====== Data ======

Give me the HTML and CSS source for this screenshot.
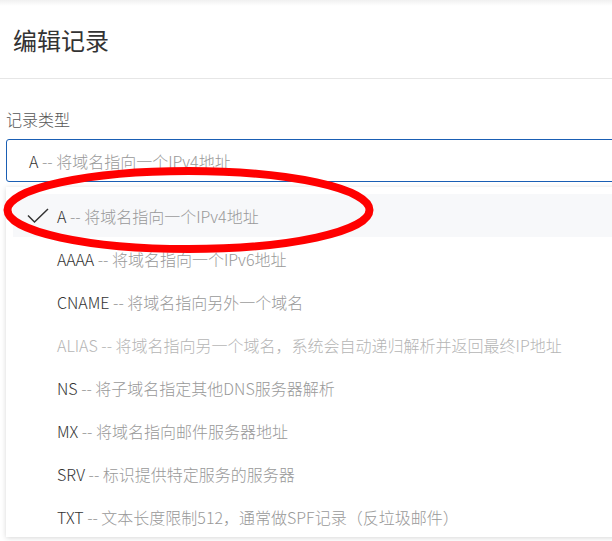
FILE: index.html
```html
<!DOCTYPE html>
<html lang="zh-CN">
<head>
<meta charset="utf-8">
<title>编辑记录</title>
<link rel="stylesheet" href="styles.css">
</head>
<body>
<div class="page">
  <header class="head">
    <h1 class="title">编辑记录</h1>
  </header>
  <section class="form">
    <div class="label">记录类型</div>
    <div class="select">
      <span class="text"><span class="code">A</span><span class="desc"> -- 将域名指向一个IPv4地址</span></span>
    </div>
    <ul class="menu">
      <li class="item selected">
        <svg class="check" width="22" height="16" viewBox="0 0 22 16"><path d="M1 7.5 L7.5 14 L21 1" fill="none" stroke="#333" stroke-width="1.5"/></svg>
        <span class="text"><span class="code">A</span><span class="desc"> -- 将域名指向一个IPv4地址</span></span>
      </li>
      <li class="item"><span class="text"><span class="code">AAAA</span><span class="desc"> -- 将域名指向一个IPv6地址</span></span></li>
      <li class="item"><span class="text"><span class="code">CNAME</span><span class="desc"> -- 将域名指向另外一个域名</span></span></li>
      <li class="item disabled"><span class="text"><span class="code">ALIAS</span><span class="desc"> -- 将域名指向另一个域名，系统会自动递归解析并返回最终IP地址</span></span></li>
      <li class="item"><span class="text"><span class="code">NS</span><span class="desc"> -- 将子域名指定其他DNS服务器解析</span></span></li>
      <li class="item"><span class="text"><span class="code">MX</span><span class="desc"> -- 将域名指向邮件服务器地址</span></span></li>
      <li class="item"><span class="text"><span class="code">SRV</span><span class="desc"> -- 标识提供特定服务的服务器</span></span></li>
      <li class="item"><span class="text"><span class="code">TXT</span><span class="desc"> -- 文本长度限制512，通常做SPF记录（反垃圾邮件）</span></span></li>
    </ul>
  </section>
  <svg class="mark" width="612" height="541" viewBox="0 0 612 541"><ellipse cx="188.5" cy="210" rx="181" ry="39" fill="none" stroke="#ff0000" stroke-width="8"/></svg>
</div>
</body>
</html>
```
FILE: styles.css
```css
html, body {
  margin: 0;
  padding: 0;
  background: #fff;
  overflow: hidden;
}
body {
  font-family: "Noto Sans CJK SC", "Noto Sans", sans-serif;
  font-weight: 300;
  color: #333;
  width: 612px;
  height: 541px;
}
.page {
  position: relative;
  width: 612px;
  height: 541px;
  overflow: hidden;
  background: linear-gradient(#f0f0f0, #fff 6px);
}
.head {
  height: 78px;
  border-bottom: 1px solid #e6e6e6;
  display: flex;
  align-items: center;
  padding-left: 13px;
}
.title {
  margin: 0;
  font-size: 24px;
  font-weight: 400;
  color: #333;
}
.form {
  padding: 29px 0 0 6px;
  width: 700px;
}
.label {
  font-size: 16px;
  color: #555;
  line-height: 22px;
  height: 22px;
  margin-bottom: 9px;
}
.select {
  height: 41px;
  border: 1px solid #1a5fb4;
  border-radius: 3px;
  display: flex;
  align-items: center;
  padding-left: 22px;
  font-size: 16px;
}
.text { white-space: pre; }
.code { color: #333; }
.desc { color: #999; }
.menu {
  list-style: none;
  margin: 5px 0 0 0;
  padding: 7px 0 0 7px;
  height: 343px;
  overflow: hidden;
  background: #fff;
  box-shadow: 0 1px 5px rgba(0,0,0,0.16);
  font-size: 16px;
}
.item {
  height: 43px;
  display: flex;
  align-items: center;
  padding-left: 44px;
  position: relative;
}
.item.selected {
  background: #f7f8fa;
}
.item.disabled .code,
.item.disabled .desc {
  color: #b5b5b5;
}
.check {
  position: absolute;
  left: 14px;
  top: 14px;
}
.mark {
  position: absolute;
  left: 0;
  top: 0;
  pointer-events: none;
}
```
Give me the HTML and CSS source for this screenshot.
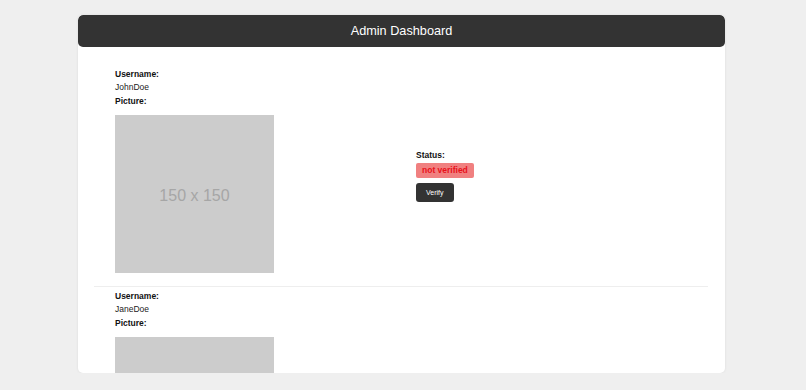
FILE: index.html
```html
<!DOCTYPE html>
<html lang="en">
<head>
<meta charset="utf-8">
<title>Admin Dashboard</title>
<link rel="stylesheet" href="styles.css">
</head>
<body>
<div class="dashboard">
  <header class="topbar"><h1 class="title">Admin Dashboard</h1></header>
  <main class="panel">
    <section class="user">
      <div class="user-info">
        <div class="field">
          <div class="label">Username:</div>
          <div class="value">JohnDoe</div>
        </div>
        <div class="field">
          <div class="label">Picture:</div>
        </div>
        <div class="picture">150 x 150</div>
      </div>
      <div class="user-status">
        <div class="label">Status:</div>
        <span class="badge">not verified</span>
        <button class="verify">Verify</button>
      </div>
    </section>
    <section class="user">
      <div class="user-info">
        <div class="field">
          <div class="label">Username:</div>
          <div class="value">JaneDoe</div>
        </div>
        <div class="field">
          <div class="label">Picture:</div>
        </div>
        <div class="picture">150 x 150</div>
      </div>
      <div class="user-status">
        <div class="label">Status:</div>
        <span class="badge">not verified</span>
        <button class="verify">Verify</button>
      </div>
    </section>
  </main>
</div>
</body>
</html>
```
FILE: styles.css
```css
html, body {
  margin: 0;
  padding: 0;
  background: #efefef;
  font-family: "Liberation Sans", Arial, sans-serif;
  color: #111;
}
.dashboard {
  width: 647px;
  height: 358px;
  margin: 15px 0 0 78px;
  display: flex;
  flex-direction: column;
  background: #fff;
  border-radius: 5px;
  box-shadow: 0 0 3px rgba(0,0,0,0.08);
  overflow: hidden;
}
.topbar {
  flex: none;
  height: 32px;
  background: #333;
  border-radius: 5px;
  display: flex;
  align-items: center;
  justify-content: center;
}
.title {
  margin: 0;
  font-size: 12.7px;
  font-weight: normal;
  color: #fff;
  line-height: 1;
}
.panel {
  flex: 1;
  overflow: hidden;
  padding: 18px 17px 0 16px;
}
.user {
  display: grid;
  grid-template-columns: 1fr 1fr;
  column-gap: 30px;
  align-items: center;
  padding: 3px 21px 13px 21px;
  border-bottom: 1px solid #eee;
}
.user-info {
  display: flex;
  flex-direction: column;
}
.label {
  font-size: 8.5px;
  font-weight: bold;
  line-height: 13px;
}
.value {
  font-size: 8.5px;
  line-height: 13px;
  color: #222;
}
.field + .field {
  margin-top: 1px;
}
.picture {
  margin-top: 7px;
  width: 159px;
  height: 158px;
  background: #cccccc;
  color: #a6a6a6;
  font-size: 16px;
  padding-top: 4px;
  box-sizing: border-box;
  display: flex;
  align-items: center;
  justify-content: center;
}
.user-status {
  display: flex;
  flex-direction: column;
  align-items: flex-start;
  padding-top: 10px;
}
.badge {
  margin-top: 1px;
  display: inline-block;
  background: #f08080;
  color: #e8101a;
  font-size: 8.5px;
  font-weight: bold;
  line-height: 11px;
  padding: 2px 6px;
  border-radius: 2px;
}
.verify {
  margin-top: 5px;
  height: 19px;
  padding: 0 10px;
  border: none;
  border-radius: 3px;
  background: #333;
  color: #fff;
  font-family: "Liberation Sans", Arial, sans-serif;
  font-size: 7px;
  cursor: pointer;
}
```
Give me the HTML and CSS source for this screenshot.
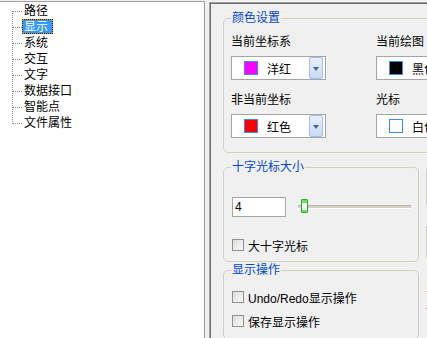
FILE: index.html
```html
<!DOCTYPE html>
<html lang="zh-CN">
<head>
  <meta charset="UTF-8" />
  <title>选项</title>
  <link rel="stylesheet" href="styles.css">
</head>
<body>
  <div class="tree">
    <ul class="tree-list">
      <li><span>路径</span></li>
      <li class="selected"><span>显示</span></li>
      <li><span>系统</span></li>
      <li><span>交互</span></li>
      <li><span>文字</span></li>
      <li><span>数据接口</span></li>
      <li><span>智能点</span></li>
      <li><span>文件属性</span></li>
    </ul>
  </div>

  <div class="panel">
    <fieldset class="group group-colors">
      <legend>颜色设置</legend>
      <div class="color-grid">
        <div class="field">
          <div class="label">当前坐标系</div>
          <div class="combo"><i class="swatch magenta"></i><span>洋红</span><b class="drop"></b></div>
        </div>
        <div class="field">
          <div class="label">当前绘图</div>
          <div class="combo"><i class="swatch black"></i><span>黑色</span><b class="drop"></b></div>
        </div>
        <div class="field">
          <div class="label">非当前坐标</div>
          <div class="combo"><i class="swatch red"></i><span>红色</span><b class="drop"></b></div>
        </div>
        <div class="field">
          <div class="label">光标</div>
          <div class="combo"><i class="swatch white"></i><span>白色</span><b class="drop"></b></div>
        </div>
      </div>
    </fieldset>

    <div class="lower">
      <div class="lower-left">
        <fieldset class="group group-cross">
          <legend>十字光标大小</legend>
          <div class="size-row">
            <div class="textbox">4</div>
            <div class="slider">
              <div class="track"></div>
              <div class="thumb"></div>
            </div>
          </div>
          <label class="check"><i class="box"></i>大十字光标</label>
        </fieldset>

        <fieldset class="group group-ops">
          <legend>显示操作</legend>
          <label class="check"><i class="box"></i>Undo/Redo显示操作</label>
          <label class="check"><i class="box"></i>保存显示操作</label>
        </fieldset>
      </div>

      <div class="lower-right">
        <div class="side-box one"></div>
        <div class="side-box two"></div>
        <div class="side-lines">
          <div>三维</div>
          <div>显示</div>
        </div>
      </div>
    </div>
  </div>
</body>
</html>
```

FILE: styles.css
```css
/* ── BASE ───────────────────────────────────────────── */
* { margin: 0; padding: 0; box-sizing: border-box; }
html, body { width: 427px; height: 338px; overflow: hidden; }
body {
  display: flex;
  align-items: flex-start;
  background: #f0f0f0;
  font-family: "Liberation Sans", "Noto Sans CJK SC", sans-serif;
  font-size: 12px;
  color: #000;
}

/* ── TREE ───────────────────────────────────────────── */
.tree {
  flex: none;
  width: 205px;
  height: 337px;
  margin-top: 1px;
  background: #fff;
  border-top: 1px solid #a0a0a0;
  border-right: 1px solid #a0a0a0;
  padding-top: 1px;
}
.tree-list {
  list-style: none;
  position: relative;
}
.tree-list::before {
  content: "";
  position: absolute;
  left: 12px;
  top: 8px;
  height: 113px;
  border-left: 1px dotted #888;
}
.tree-list li {
  position: relative;
  height: 16px;
  padding-left: 22px;
  line-height: 14px;
}
.tree-list li::before {
  content: "";
  position: absolute;
  left: 13px;
  top: 8px;
  width: 9px;
  border-top: 1px dotted #888;
}
.tree-list li span {
  display: inline-block;
  height: 16px;
  padding: 0 4px 0 1px;
  border: 1px solid transparent;
}
.tree-list li.selected span {
  height: 15px;
  color: #fff;
  border: 1px dotted #1a1a1a;
  background: linear-gradient(#3399ff, #3399ff) padding-box, #e39a3b border-box;
}

/* ── RIGHT PANEL ────────────────────────────────────── */
.panel {
  flex: none;
  width: 420px;
  height: 336px;
  margin: 2px 0 0 4px;
  border-top: 1px solid #a0a0a0;
  border-left: 1px solid #a0a0a0;
  box-shadow: inset 1px 1px #696969;
  padding: 8px 0 0 13px;
}

/* ── GROUP BOXES ────────────────────────────────────── */
.group {
  border: 1px solid #d0d0bf;
  border-radius: 5px;
  padding: 0 7px;
  min-width: 0;
}
.group legend {
  padding: 0 1px;
  line-height: 15px;
  color: #0046d5;
}

.group-colors {
  width: 400px;
  padding-top: 8px;
  padding-bottom: 14px;
}
.color-grid {
  display: grid;
  grid-template-columns: 145px 145px;
  row-gap: 12px;
}
.label {
  line-height: 16px;
  margin-bottom: 6px;
}
.combo {
  display: flex;
  align-items: center;
  width: 95px;
  height: 24px;
  padding: 0 2px 0 12px;
  background: #fff;
  border: 1px solid #a5a5a5;
}
.swatch {
  flex: none;
  width: 14px;
  height: 14px;
  margin-right: 9px;
  border: 1px solid #3c8ce0;
}
.swatch.magenta { background: #ff00ff; }
.swatch.black   { background: #000; }
.swatch.red     { background: #ff0000; }
.swatch.white   { background: #fff; }
.drop {
  margin-left: auto;
  width: 14px;
  height: 22px;
  border: 1px solid #a9c0ef;
  border-radius: 2px;
  background: linear-gradient(#e6eefc, #c9daf8);
  position: relative;
}
.drop::after {
  content: "";
  position: absolute;
  left: 3px;
  top: 9px;
  border-left: 3.5px solid transparent;
  border-right: 3.5px solid transparent;
  border-top: 4px solid #4d6185;
}

/* ── LOWER GROUPS ───────────────────────────────────── */
.lower {
  display: flex;
  gap: 7px;
}
.lower-left { flex: none; width: 196px; }

.group-cross {
  margin-top: 7px;
  padding-top: 22px;
  padding-bottom: 8px;
}
.size-row {
  display: flex;
  align-items: center;
  height: 20px;
}
.textbox {
  width: 54px;
  height: 20px;
  margin-left: 1px;
  padding-left: 2px;
  line-height: 18px;
  background: #fff;
  border: 1px solid #a5a5a5;
}
.slider {
  position: relative;
  width: 113px;
  height: 20px;
  margin-left: 12px;
}
.track {
  position: absolute;
  left: 0;
  right: 0;
  top: 8px;
  height: 4px;
  background: #d3d0c3;
  border-bottom: 1px solid #fff;
  border-top: 1px solid #b8b5a8;
}
.thumb {
  position: absolute;
  left: 3px;
  top: 2px;
  width: 7px;
  height: 14px;
  border: 1px solid #2aa52a;
  border-radius: 1px;
  background: linear-gradient(#6ce46c 0 3px, #f4f4f4 3px 10px, #6ce46c 10px);
}

.check {
  display: flex;
  align-items: center;
  height: 16px;
  margin-left: 1px;
}
.check .box {
  flex: none;
  width: 12px;
  height: 12px;
  margin-right: 4px;
  border: 1px solid #8e8f8f;
  background: linear-gradient(135deg, #dcdcd7, #fafafa);
}
.group-cross .check { margin-top: 20px; }

.group-ops {
  margin-top: 1px;
  padding-top: 11px;
  padding-bottom: 10px;
}
.group-ops .check + .check { margin-top: 8px; }

.lower-right { flex: none; width: 40px; }
.side-box {
  border: 1px solid #d0d0bf;
  background: #f0f0f0;
}
.side-box.one { margin-top: 16px; height: 36px; }
.side-box.two { margin-top: 21px; height: 32px; }
.side-lines {
  margin-top: 22px;
  line-height: 17px;
}
```
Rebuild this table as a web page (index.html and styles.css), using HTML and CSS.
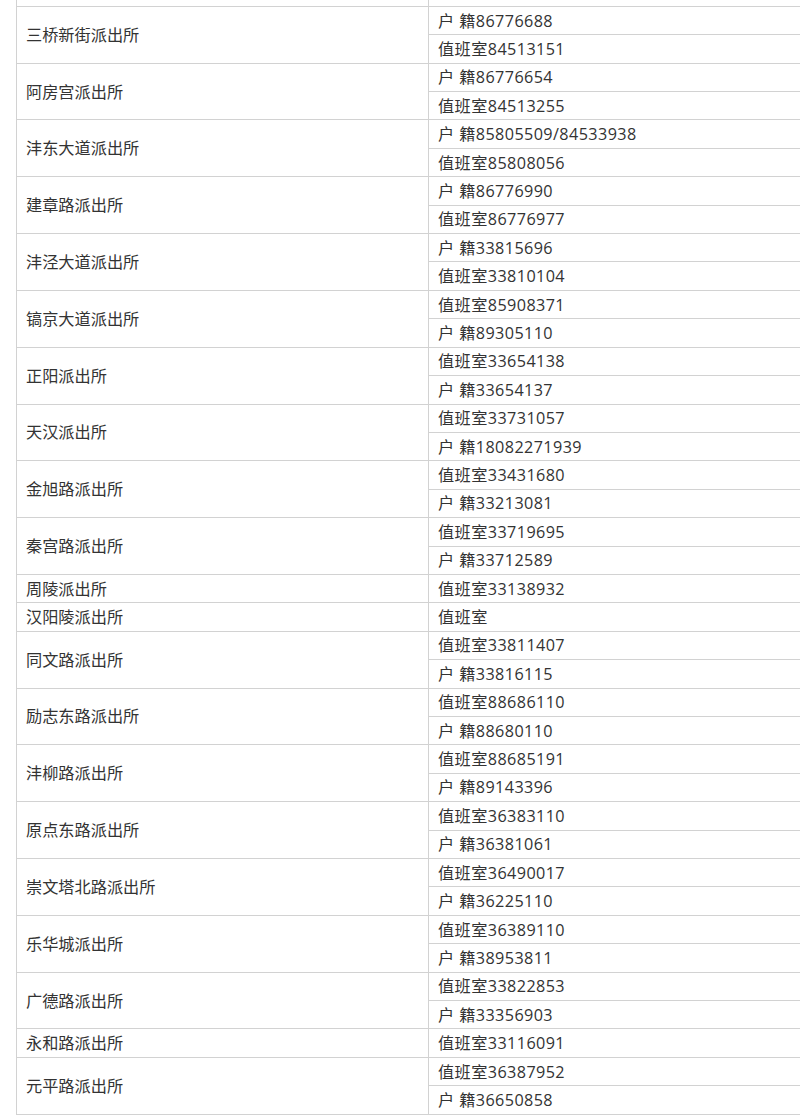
FILE: index.html
```html
<!DOCTYPE html>
<html lang="zh-CN">
<head>
<meta charset="utf-8">
<title>派出所电话</title>
<link rel="stylesheet" href="styles.css">
</head>
<body>
<table class="phone-table">
<tbody>
<tr><td class="name"></td><td class="num"></td></tr>
<tr><td class="name" rowspan="2">三桥新街派出所</td><td class="num">户 籍86776688</td></tr>
<tr><td class="num">值班室84513151</td></tr>
<tr><td class="name" rowspan="2">阿房宫派出所</td><td class="num">户 籍86776654</td></tr>
<tr><td class="num">值班室84513255</td></tr>
<tr><td class="name" rowspan="2">沣东大道派出所</td><td class="num">户 籍85805509/84533938</td></tr>
<tr><td class="num">值班室85808056</td></tr>
<tr><td class="name" rowspan="2">建章路派出所</td><td class="num">户 籍86776990</td></tr>
<tr><td class="num">值班室86776977</td></tr>
<tr><td class="name" rowspan="2">沣泾大道派出所</td><td class="num">户 籍33815696</td></tr>
<tr><td class="num">值班室33810104</td></tr>
<tr><td class="name" rowspan="2">镐京大道派出所</td><td class="num">值班室85908371</td></tr>
<tr><td class="num">户 籍89305110</td></tr>
<tr><td class="name" rowspan="2">正阳派出所</td><td class="num">值班室33654138</td></tr>
<tr><td class="num">户 籍33654137</td></tr>
<tr><td class="name" rowspan="2">天汉派出所</td><td class="num">值班室33731057</td></tr>
<tr><td class="num">户 籍18082271939</td></tr>
<tr><td class="name" rowspan="2">金旭路派出所</td><td class="num">值班室33431680</td></tr>
<tr><td class="num">户 籍33213081</td></tr>
<tr><td class="name" rowspan="2">秦宫路派出所</td><td class="num">值班室33719695</td></tr>
<tr><td class="num">户 籍33712589</td></tr>
<tr><td class="name">周陵派出所</td><td class="num">值班室33138932</td></tr>
<tr><td class="name">汉阳陵派出所</td><td class="num">值班室</td></tr>
<tr><td class="name" rowspan="2">同文路派出所</td><td class="num">值班室33811407</td></tr>
<tr><td class="num">户 籍33816115</td></tr>
<tr><td class="name" rowspan="2">励志东路派出所</td><td class="num">值班室88686110</td></tr>
<tr><td class="num">户 籍88680110</td></tr>
<tr><td class="name" rowspan="2">沣柳路派出所</td><td class="num">值班室88685191</td></tr>
<tr><td class="num">户 籍89143396</td></tr>
<tr><td class="name" rowspan="2">原点东路派出所</td><td class="num">值班室36383110</td></tr>
<tr><td class="num">户 籍36381061</td></tr>
<tr><td class="name" rowspan="2">崇文塔北路派出所</td><td class="num">值班室36490017</td></tr>
<tr><td class="num">户 籍36225110</td></tr>
<tr><td class="name" rowspan="2">乐华城派出所</td><td class="num">值班室36389110</td></tr>
<tr><td class="num">户 籍38953811</td></tr>
<tr><td class="name" rowspan="2">广德路派出所</td><td class="num">值班室33822853</td></tr>
<tr><td class="num">户 籍33356903</td></tr>
<tr><td class="name">永和路派出所</td><td class="num">值班室33116091</td></tr>
<tr><td class="name" rowspan="2">元平路派出所</td><td class="num">值班室36387952</td></tr>
<tr><td class="num">户 籍36650858</td></tr>
</tbody>
</table>
</body>
</html>
```

FILE: styles.css
```css
html, body {
  margin: 0;
  padding: 0;
  background: #fff;
  overflow: hidden;
}
body {
  padding-left: 16px;
  font-family: "Open Sans", "Noto Sans CJK SC", sans-serif;
  font-size: 16.2px;
  color: #333;
}
.phone-table {
  border-collapse: collapse;
  width: 820px;
  margin-top: -22.6px;
  table-layout: fixed;
}
.phone-table tr {
  height: 28.41px;
}
.phone-table td {
  border: 1px solid #d2d2d2;
  padding: 0 9px;
  vertical-align: middle;
  line-height: 20px;
  white-space: nowrap;
}
.phone-table td.num {
  letter-spacing: 0.4px;
}
.phone-table td.name {
  width: 393px;
}
```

======

● Your goal: Your answer should be one number: how many lines of the listing include the word "page".

● The completed task: 3